Councillor Diane Calvert, who last week said she was no longer sure whether crisis was the right word to use, said the report showed that there was indeed “a looming financial crisis”.

She wanted the council to release public debt forecasts before making spending decisions which would be funded by debt, including today’s vote on the Town Hall.

“I’m concerned that there is no regular published financial forecasting information especially at times of when decisions are being made on new significant capital spending,” she said.

Nicola Young, Tony Randle and Ray Chung agreed with Calvert, with Young describing the report as “clear, independent evidence” which showed the spending had to stop.

“It supports my well-voiced warnings about the Council’s ‘orgy of spending’, in addition to the costs of borrowing that will affect future generations.”

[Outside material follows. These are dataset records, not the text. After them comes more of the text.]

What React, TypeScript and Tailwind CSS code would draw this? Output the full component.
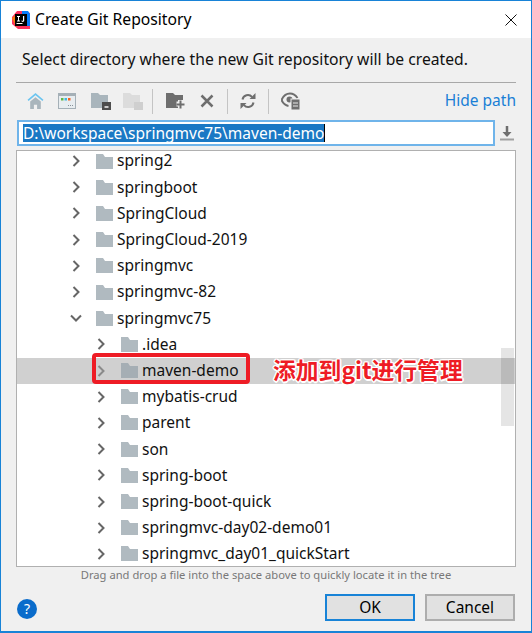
const rows = [
  { name: 'spring2', level: 0 },
  { name: 'springboot', level: 0 },
  { name: 'SpringCloud', level: 0 },
  { name: 'SpringCloud-2019', level: 0 },
  { name: 'springmvc', level: 0 },
  { name: 'springmvc-82', level: 0 },
  { name: 'springmvc75', level: 0, open: true },
  { name: '.idea', level: 1 },
  { name: 'maven-demo', level: 1, selected: true },
  { name: 'mybatis-crud', level: 1 },
  { name: 'parent', level: 1 },
  { name: 'son', level: 1 },
  { name: 'spring-boot', level: 1 },
  { name: 'spring-boot-quick', level: 1 },
  { name: 'springmvc-day02-demo01', level: 1 },
  { name: 'springmvc_day01_quickStart', level: 1 },
];

function Folder({ className = 'w-[17px] h-[15px]', color = '#b0bac0' }: { className?: string; color?: string }) {
  return (
    <svg viewBox="0 0 17 15" className={className}>
      <path d="M0 0h7l2 3h8v12H0z" fill={color} />
    </svg>
  );
}

function Sep({ className = '' }: { className?: string }) {
  return <div className={`w-px h-[25px] bg-[#c4c4c4] ${className}`} />;
}

function TreeRow({ name, level, open, selected }: { name: string; level: number; open?: boolean; selected?: boolean }) {
  return (
    <div className={`h-[26.2px] flex items-center text-[15.5px] text-[#111] ${selected ? 'bg-[#d0d0d0]' : ''} ${level ? 'pl-[78px]' : 'pl-[53px]'}`}>
      <svg viewBox="0 0 12 12" className="w-3 h-3 mr-[14px] shrink-0">
        {open ? (
          <path d="M1 3.500l5 5 5-5" fill="none" stroke="#666" strokeWidth="2" />
        ) : (
          <path d="M3.500 1l5 5-5 5" fill="none" stroke={selected ? '#8a8a8a' : '#666'} strokeWidth="2" />
        )}
      </svg>
      <Folder color={selected ? '#a5aeb4' : '#b0bac0'} />
      <span className="ml-1 whitespace-nowrap">{name}</span>
    </div>
  );
}

export default function App() {
  return (
    <div className="w-[532px] h-[633px] border-x border-t border-b-2 border-[#1883d7] bg-[#f0f0f0] flex flex-col overflow-hidden" style={{ fontFamily: '"Noto Sans", sans-serif' }}>
      {/* Title bar */}
      <div className="h-[37px] shrink-0 bg-white flex items-center pl-[10px] pr-[14px]">
        <svg viewBox="0 0 20 20" className="w-5 h-5 shrink-0">
          <path d="M1 7L6 1h8l5 2v16H7L1 14z" fill="#fe315d" />
          <path d="M11 1h6l2 3v12h-8z" fill="#087cfa" />
          <path d="M1 8l5-4 2 10-3 3z" fill="#f97a12" />
          <rect x="4" y="4" width="12" height="12" fill="#000" />
          <rect x="5.500" y="13" width="6" height="1" fill="#fff" />
          <path d="M6 6h3v1H8v3.500h1v1H6v-1h1V7H6zM12 6h1.200v4.500c0 1-.6 1.400-1.500 1.400-.7 0-1.200-.3-1.500-.8l.7-.7c.2.300.4.400.7.400.3 0 .4-.1.400-.4z" fill="#fff" />
        </svg>
        <span className="ml-[4px] text-[15.7px] text-black">Create Git Repository</span>
        <svg viewBox="0 0 12 12" className="w-3 h-3 ml-auto">
          <path d="M0.500 0.500l11 11M11.500 0.500l-11 11" stroke="#111" strokeWidth="1" />
        </svg>
      </div>

      <div className="flex-1 flex flex-col px-[15px] min-h-0">
        <div className="h-[45px] shrink-0 flex items-center pl-[6px] text-[15.7px] text-[#111] whitespace-nowrap border-b border-[#a8a8a8]">
          Select directory where the new Git repository will be created.
        </div>

        {/* Toolbar */}
        <div className="h-[36px] shrink-0 flex items-center pl-[11px]">
          <svg viewBox="0 0 16 16" className="w-[17px] h-[17px]">
            <path d="M1 7l7-6 7 6" fill="none" stroke="#6cc5f0" strokeWidth="1.500" />
            <path d="M3 8l5-4 5 4v7H9.500v-4h-3v4H3z" fill="#a9b5bc" />
          </svg>
          <svg viewBox="0 0 18 16" className="w-[18px] h-[16px] ml-[14px]">
            <rect x="0.500" y="0.500" width="17" height="15" fill="#e8edf0" stroke="#a5b0b7" />
            <rect x="1" y="1" width="16" height="2" fill="#a5b0b7" />
            <rect x="3" y="5" width="2.500" height="2.500" fill="#62b543" />
            <rect x="6.500" y="5" width="2.500" height="2.500" fill="#40b6e0" />
            <rect x="10" y="5" width="2.500" height="2.500" fill="#f26522" />
            <rect x="10" y="12" width="1" height="1" fill="#8a9299" />
            <rect x="12" y="12" width="1" height="1" fill="#8a9299" />
            <rect x="14" y="12" width="1" height="1" fill="#8a9299" />
          </svg>
          <svg viewBox="0 0 20 18" className="w-5 h-[18px] ml-[15px]">
            <path d="M0 1h7l2 2h8v13H0z" fill="#a9b5bc" />
            <rect x="11" y="10" width="9" height="8" fill="#4d4d4d" />
            <rect x="13.500" y="14" width="4" height="2" fill="#ccc" />
          </svg>
          <svg viewBox="0 0 20 18" className="w-5 h-[18px] ml-[12px]">
            <path d="M0 1h7l2 2h8v13H0z" fill="#dcdcdc" />
            <rect x="11" y="10" width="9" height="8" fill="#cfcfcf" />
          </svg>
          <Sep className="ml-[9px]" />
          <svg viewBox="0 0 20 18" className="w-5 h-[18px] ml-[13px]">
            <path d="M0 1h7l2 2h8v13H0z" fill="#6e6e6e" />
            <path d="M10.500 12h8M14.500 8v8" stroke="#f0f0f0" strokeWidth="5" />
            <path d="M10.500 12.500h8M14.500 8.500v8" stroke="#6e6e6e" strokeWidth="2" />
          </svg>
          <svg viewBox="0 0 14 14" className="w-[14px] h-[14px] ml-[14px]">
            <path d="M1.500 1.500l11 11M12.500 1.500l-11 11" stroke="#6e6e6e" strokeWidth="2.500" />
          </svg>
          <Sep className="ml-[13px]" />
          <svg viewBox="0 0 16 16" className="w-4 h-4 ml-[12px]">
            <path d="M2.500 6.500A5.500 5.500 0 0 1 12 3.800M13.500 9.500A5.500 5.500 0 0 1 4 12.200" fill="none" stroke="#6e6e6e" strokeWidth="2" />
            <path d="M9.500 6h6V0zM6.500 10h-6v6z" fill="#6e6e6e" />
          </svg>
          <Sep className="ml-[12px]" />
          <svg viewBox="0 0 20 18" className="w-5 h-[18px] ml-[12px]">
            <path d="M0.500 8C2.500 3.500 5.500 1.500 9 1.500c3 0 5.500 1.500 7.500 4.500" fill="none" stroke="#6e6e6e" strokeWidth="2" />
            <path d="M0.500 8c1.500 3.500 4 5.500 7 6" fill="none" stroke="#6e6e6e" strokeWidth="2" />
            <circle cx="8.500" cy="7.500" r="3" fill="#6e6e6e" />
            <rect x="10" y="7" width="9" height="11" fill="#6e6e6e" stroke="#f0f0f0" />
            <path d="M12 11h5M12 14h5" stroke="#e8e8e8" />
          </svg>
          <span className="ml-auto text-[15.5px] text-[#1a7fd6]">Hide path</span>
        </div>

        {/* Path input */}
        <div className="shrink-0 flex items-center h-[27px]">
          <div className="ml-[1px] w-[478px] h-[26px] border-2 border-[#6fb4ea] bg-white pl-[4px] flex items-center text-[15.5px] whitespace-nowrap">
            <span className="bg-[#1a78c4] text-white h-[18px] leading-[18px] border-r border-black">D:\workspace\springmvc75\maven-demo</span>
          </div>
          <svg viewBox="0 0 16 16" className="w-4 h-4 ml-[4px]">
            <path d="M8 1v8" stroke="#6e6e6e" strokeWidth="2.500" />
            <path d="M3.500 7h9L8 12z" fill="#6e6e6e" />
            <rect x="1" y="13.500" width="14" height="2" fill="#a0a0a0" />
          </svg>
        </div>

        {/* Tree */}
        <div className="relative mt-[4px] w-[500px] h-[417px] shrink-0 bg-white border border-[#b0b0b0] overflow-hidden">
          <div className="mt-[-3px]">
            {rows.map((r) => (
              <TreeRow key={r.name} {...r} />
            ))}
          </div>
          {/* scrollbar */}
          <div className="absolute right-[1px] top-[197px] w-[13px] h-[78px] bg-black/10" />
          {/* annotation box */}
          <div className="absolute left-[75px] top-[202px] w-[158px] h-[31px] border-4 border-[#ee1c25] rounded-[4px]" />
          <span
            className="absolute left-[256px] top-[205px] text-[22.800px] leading-[28px] font-bold text-[#ee1c25] whitespace-nowrap [text-shadow:1.500px_0_0_#fff,-1.500px_0_0_#fff,0_1.500px_0_#fff,0_-1.500px_0_#fff,1px_1px_0_#fff,-1px_-1px_0_#fff,1px_-1px_0_#fff,-1px_1px_0_#fff]"
            style={{ fontFamily: '"Noto Sans CJK SC", "Noto Sans", sans-serif' }}
          >
            添加到git进行管理
          </span>
        </div>

        <div className="h-[16px] shrink-0 flex items-center justify-center text-[11.200px] text-[#787878] whitespace-nowrap">
          Drag and drop a file into the space above to quickly locate it in the tree
        </div>

        {/* Footer */}
        <div className="flex items-start pt-[11px]">
          <div className="mt-[5px] ml-[1px] w-5 h-5 rounded-full bg-[#0a6ccb] flex items-center justify-center text-white text-[14px] leading-none">?</div>
          <button className="ml-auto w-[90px] h-[27px] border-2 border-[#1883d7] bg-[#e1e1e1] text-[15.500px] text-black flex items-center justify-center">OK</button>
          <button className="ml-[10px] mr-[1px] w-[90px] h-[27px] border-2 border-[#adadad] bg-[#e1e1e1] text-[15.500px] text-black flex items-center justify-center">Cancel</button>
        </div>
      </div>
    </div>
  );
}
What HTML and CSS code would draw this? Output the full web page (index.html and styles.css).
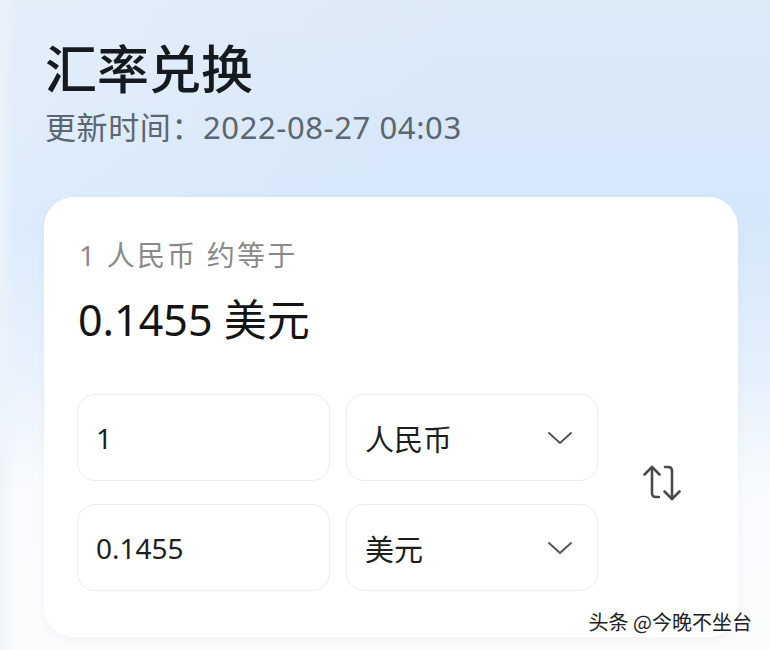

Chung said the four councillors had raised the financial problems but instead of discussion, they had been hit with Code of Conduct complaints “using an expensive lawyer”.

Randle said he agreed with the submitters that the council needed to release better information about its finances in order to move forward “in a way that does not bankrupt the city”.

Even though some of the projects included were unfunded, it had been difficult to see the overall financial picture in terms of the gap between income and proposed commitments, Randle said.

The Castalia analysis was pertinent, but didn’t show anything that wasn’t already on the council’s radar, said Ben McNulty.

Key to the behind closed doors briefings about the financial situation were sky-rocketing interest costs, making debt increasingly unaffordable, he said.

Castalia’s assumption that $330m of future Let’s Get Wellington Moving debt would fall on the council’s balance sheet was incorrect, McNulty said, although details of funding arrangements were never finalised for the transport programme.

Deputy mayor Laurie Foon said she encouraged residents to submit on the LTP when they had current information, which would be early next year.